Will 2026 be the year of the Humanoid Robot?

THIS WEEK: The Atlas Inflection Point at CES 2026 and the coming data tsunami.

Dear Reader…

Welcome to 2026. Whilst the technology press has been abuzz with the usual Consumer Electronics Show fanfare (foldable screens, electric vehicles, and smart home gadgets), the most consequential announcement for data engineering professionals may have slipped beneath the radar of those outside industrial circles. Boston Dynamics and Hyundai's debut of the production-ready Atlas humanoid robot at CES 2026 represents far more than a hardware milestone. For data engineers, it signals the arrival of a fundamentally new data-intensive workload: the "Physical AI Flywheel."

We think 2026 will be an inflection point for industrial robotics adoption, and this is why the Atlas launch matters beyond the robotics community. Just what does it mean for the data infrastructure, pipelines, and engineering practices that will underpin the next decade of automation?

The Hardware Story: Electric Architecture Meets "Beyond-Human" Kinematics

The 2026 Atlas is the culmination of a multi-year pivot away from the hydraulic systems that defined Boston Dynamics' legacy. The shift to an all-electric architecture, finalised in late 2024, addresses three inhibitors that plagued earlier industrial humanoids: maintenance complexity, acoustic pollution, and (crucially for our purposes) data opacity.

Hydraulic systems, whilst powerful, offered limited high-fidelity feedback for machine learning models. They were "black boxes" from a telemetry perspective, prone to leaks and requiring constant human oversight. The electric Atlas, by contrast, is a data-generating machine. Its custom high-torque actuators provide precise joint-level telemetry across 56 degrees of freedom, capturing sub-millisecond resolution on position, velocity, torque, and temperature. This is the raw material for the foundation models that constitute the robot's "brain."

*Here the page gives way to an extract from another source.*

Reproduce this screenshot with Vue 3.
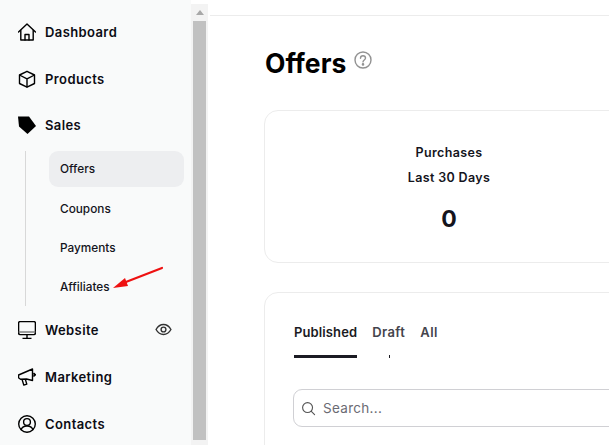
<script setup>
const subs = [
  { label: 'Offers', active: true },
  { label: 'Coupons' },
  { label: 'Payments' },
  { label: 'Affiliates' }
]
</script>

<template>
  <div class="page">
    <aside class="sidebar">
      <nav class="nav">
        <a class="item first">
          <svg class="ico" viewBox="18 23.500 18 18" fill="none" stroke="#000" stroke-width="1.400" stroke-linejoin="round" stroke-linecap="round">
            <path d="M18.500 32.500 27 24.500l8.500 8"/>
            <path d="M20.800 31v9.500h12.400V31"/>
            <path d="M25 40.500V35h4v5.500"/>
          </svg>
          <span>Dashboard</span>
        </a>
        <a class="item">
          <svg class="ico" viewBox="18 70 18 18" fill="none" stroke="#000" stroke-width="1.400" stroke-linejoin="round">
            <path d="M27 71.300 34.500 75v8.500L27 87.200l-7.500-3.700V75z"/>
            <path d="M19.500 75 27 78.800l7.500-3.800M27 78.800v8.400"/>
          </svg>
          <span>Products</span>
        </a>
        <a class="item short">
          <svg class="ico" viewBox="18 116.500 18 18" fill="#000">
            <path d="M18 117h11l7 9.500-8.500 8L19 127z"/>
          </svg>
          <span>Sales</span>
        </a>
        <div class="subnav">
          <a v-for="s in subs" :key="s.label" class="sub" :class="{ active: s.active }">{{ s.label }}</a>
        </div>
        <a class="item website">
          <svg class="ico" viewBox="18 322 18 18" fill="none" stroke="#000" stroke-width="1.400" stroke-linejoin="round">
            <rect x="18.600" y="322.600" width="16.800" height="13" rx="1.500"/>
            <path d="M18.600 333h16.800" stroke="#777" stroke-width="1.400"/>
            <path d="M27 335.600v3.600M22.500 339.400h9"/>
          </svg>
          <span>Website</span>
          <svg class="eye" viewBox="0 0 18 14" fill="none" stroke="#333" stroke-width="1.500">
            <path d="M1 7c2-3.600 4.800-5.400 8-5.400S15 3.400 17 7c-2 3.600-4.800 5.400-8 5.400S3 10.600 1 7z"/>
            <circle cx="9" cy="7" r="2.600"/>
          </svg>
        </a>
        <a class="item">
          <svg class="ico" viewBox="18 369.500 18 18" fill="none" stroke="#000" stroke-width="1.400" stroke-linejoin="round">
            <path d="M18.600 376.500 32.500 370.500v11.500l-6-1.500-6 .3-2-1.500z"/>
            <path d="M22 380.800l1.800 5.800 3-1-1.500-4.800"/>
            <path d="M33.500 374.500l2 1.800-2 1.800" fill="#000"/>
          </svg>
          <span>Marketing</span>
        </a>
        <a class="item">
          <svg class="ico" viewBox="18 416.500 18 18" fill="none" stroke="#000" stroke-width="1.400">
            <circle cx="27" cy="425.500" r="8.300"/>
            <circle cx="27" cy="423.500" r="3.400"/>
            <path d="M21 431.700c.6-2.800 3-4.200 6-4.200s5.400 1.400 6 4.200"/>
          </svg>
          <span>Contacts</span>
        </a>
      </nav>
    </aside>

    <div class="scrollbar">
      <div class="arrow"></div>
      <div class="thumb"></div>
    </div>

    <main class="main">
      <div class="topbar"></div>
      <div class="content">
        <header class="title-row">
          <h1>Offers</h1>
          <svg class="help" viewBox="0 0 18 18" fill="none" stroke="#929292" stroke-width="1.400">
            <circle cx="9" cy="9" r="8"/>
            <path d="M6.500 7.200C6.500 5.700 7.600 4.800 9 4.800s2.500.9 2.500 2.300c0 1.900-2.500 1.900-2.500 3.800" stroke-linecap="round"/>
            <circle cx="9" cy="13.400" r=".6" fill="#929292"/>
          </svg>
        </header>

        <section class="card stats">
          <div class="stat">
            <div class="stat-label">Purchases</div>
            <div class="stat-label">Last 30 Days</div>
            <div class="stat-value">0</div>
          </div>
        </section>

        <section class="card list">
          <div class="tabs">
            <div class="tab on">Published<i class="bar"></i></div>
            <div class="tab">Draft<i class="tick"></i></div>
            <div class="tab">All</div>
          </div>
          <div class="search">
            <svg class="search-ico" viewBox="0 0 16 16" fill="none" stroke="#555" stroke-width="1.200" stroke-linecap="round">
              <circle cx="7" cy="7" r="5.300"/>
              <path d="m11 11 3.500 3.500"/>
            </svg>
            <span>Search...</span>
          </div>
        </section>
      </div>
    </main>

    <svg class="annotation" viewBox="0 0 609 445" aria-hidden="true">
      <path d="M162 268 122 283.500" stroke="#ee1111" stroke-width="2.200" fill="none" stroke-linecap="round"/>
      <path d="M113 288 125 278 128 286z" fill="#ee1111"/>
    </svg>
  </div>
</template>

<style scoped>
.page {
  position: relative;
  display: flex;
  width: 609px;
  height: 445px;
  overflow: hidden;
  background: #fff;
  font-family: Inter, "Liberation Sans", sans-serif;
  color: #111;
}
.sidebar {
  width: 191px;
  flex: none;
  background: #f9fafa;
}
.nav {
  display: flex;
  flex-direction: column;
}
.item {
  display: flex;
  align-items: center;
  height: 47px;
  padding: 0 18px;
  gap: 9px;
  font-size: 13px;
  font-weight: 600;
  letter-spacing: .4px;
  color: #0c0c14;
}
.first {
  margin-top: 8px;
}
.short {
  height: 46px;
}
.ico {
  width: 18px;
  height: 18px;
  flex: none;
}
.website {
  position: relative;
}
.eye {
  width: 17px;
  height: 13px;
  margin-left: auto;
  margin-right: 1px;
}
.subnav {
  display: flex;
  flex-direction: column;
  margin: 3px 0 0 25px;
  padding-left: 23px;
  border-left: 1px solid #d8d8d8;
  height: 155px;
}
.sub {
  display: flex;
  align-items: center;
  flex: none;
  height: 39px;
  padding-left: 11px;
  font-size: 11.800px;
  font-weight: 500;
  color: #14141c;
  border-radius: 9px;
  width: 135px;
  box-sizing: border-box;
}
.sub.active {
  height: 36px;
  margin-bottom: 2px;
  background: #edeef0;
}
.scrollbar {
  width: 17px;
  flex: none;
  display: flex;
  flex-direction: column;
  align-items: center;
  background: #f3f3f3;
  margin-top: 4px;
}
.arrow {
  flex: none;
  width: 0;
  height: 0;
  margin: 6px 0;
  border-left: 4px solid transparent;
  border-right: 4px solid transparent;
  border-bottom: 5px solid #a8a8a8;
}
.thumb {
  width: 13px;
  height: 419px;
  flex: none;
  background: #c1c1c1;
}
.main {
  flex: 1;
  min-width: 0;
}
.topbar {
  height: 15px;
  margin-left: 2px;
  border-bottom: 1px solid #ececec;
}
.content {
  padding-left: 56px;
  width: 800px;
}
.title-row {
  display: flex;
  align-items: flex-start;
  height: 94px;
}
h1 {
  margin: 29px 0 0 1px;
  font-size: 26.500px;
  line-height: 36px;
  font-weight: 700;
  color: #000;
}
.help {
  width: 18px;
  height: 18px;
  margin: 35px 0 0 8px;
}
.card {
  border: 1px solid #ececec;
  border-radius: 14px;
  box-sizing: border-box;
}
.stats {
  height: 153px;
  margin-bottom: 29px;
}
.stat {
  width: 368px;
  padding-top: 29px;
  text-align: center;
}
.stat-label {
  font-size: 12.500px;
  font-weight: 600;
  line-height: 25px;
  letter-spacing: .35px;
  color: #14141c;
}
.stat-value {
  margin-top: 15px;
  font-size: 23px;
  line-height: 28px;
  font-weight: 700;
  color: #14141c;
}
.list {
  height: 200px;
  padding: 0 29px;
}
.tabs {
  display: flex;
  gap: 15px;
  padding-top: 31px;
}
.tab {
  position: relative;
  height: 34px;
  font-size: 13px;
  font-weight: 600;
  line-height: 16px;
  letter-spacing: .4px;
  color: #44444c;
}
.tab.on {
  color: #1b1b23;
  letter-spacing: .12px;
}
.bar {
  position: absolute;
  left: 0;
  right: 0;
  bottom: 0;
  height: 3px;
  background: #1b1b23;
}
.tick {
  position: absolute;
  left: 50%;
  bottom: 0;
  width: 1px;
  height: 3px;
  background: #1b1b23;
}
.search {
  display: flex;
  align-items: center;
  gap: 7px;
  box-sizing: border-box;
  height: 38px;
  margin: 31px 0 0 -1px;
  padding-left: 7px;
  border: 1px solid #d0d0d4;
  border-radius: 9px;
  font-size: 13.500px;
  color: #6b6b73;
  letter-spacing: .3px;
}
.search-ico {
  width: 15px;
  height: 15px;
}
.annotation {
  position: absolute;
  inset: 0;
  width: 609px;
  height: 445px;
  pointer-events: none;
}
</style>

But the hardware innovation that sets Atlas apart is its "beyond-human" kinematic design. Rather than mimicking human range of motion, Boston Dynamics has engineered joints capable of full 360-degree rotation. This allows the robot to reposition its torso or limbs without turning its entire body (a critical advantage in the cramped corridors of brownfield manufacturing facilities). From a data engineering perspective, this translates to more complex state spaces and higher-dimensional control signals, pushing the boundaries of what real-time inference pipelines must handle.

The specifications are instructive: Battery life is four hours with hot-swappable modules, enabling 24/7 operation with three-minute swap cycles. These are not laboratory curiosities; these are production-grade specifications designed for the unforgiving realities of automotive assembly lines and logistics warehouses.

Specification

Value

Height

1.9 metres

Weight

90 kilograms

Sustained payload capacity

30 kilograms

Reach

2.3 metres

IP rating

IP67 (water-resistant, dust-proof, washable)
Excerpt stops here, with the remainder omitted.